Given instruction: Give the number of lines that include the word "styles", and nothing else.

======

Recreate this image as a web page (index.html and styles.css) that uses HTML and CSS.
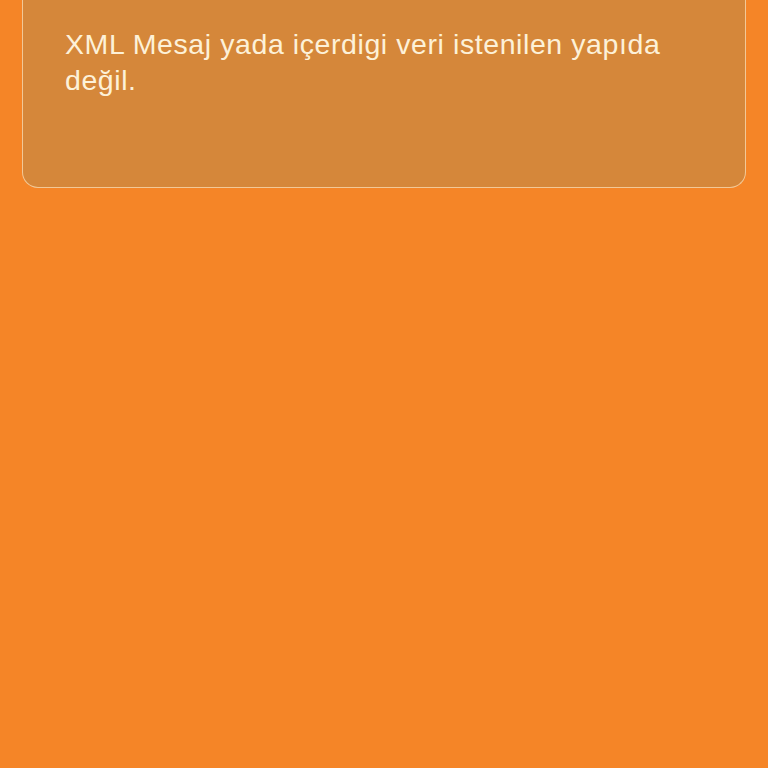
FILE: index.html
```html
<!DOCTYPE html>
<html lang="tr">
<head>
  <meta charset="UTF-8">
  <meta name="viewport" content="width=device-width, initial-scale=1.0">
  <title>Hata</title>
  <link rel="stylesheet" href="styles.css">
</head>
<body>
  <div class="screen">
    <div class="message-box">
      <p class="message-text">XML Mesaj yada içerdigi veri istenilen yapıda değil.</p>
    </div>
  </div>
</body>
</html>
```

FILE: styles.css
```css
:root {
  --background-color: #f58527;
  --box-color: #d5873a;
  --border-color: #f2c896;
  --text-color: #fdf1d8;
}

html, body {
  margin: 0;
  padding: 0;
  height: 100%;
}

body {
  font-family: 'Liberation Sans', Arial, Helvetica, sans-serif;
  background-color: var(--background-color);
}

.screen {
  padding: 0 22px;
}

.message-box {
  box-sizing: border-box;
  height: 188px;
  padding: 26px 60px 0 42px;
  background-color: var(--box-color);
  border: 1.5px solid var(--border-color);
  border-top: none;
  border-radius: 0 0 16px 16px;
}

.message-text {
  margin: 0;
  font-size: 28.5px;
  line-height: 36px;
  letter-spacing: 0.58px;
  color: var(--text-color);
}
```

======

Expected answer: 3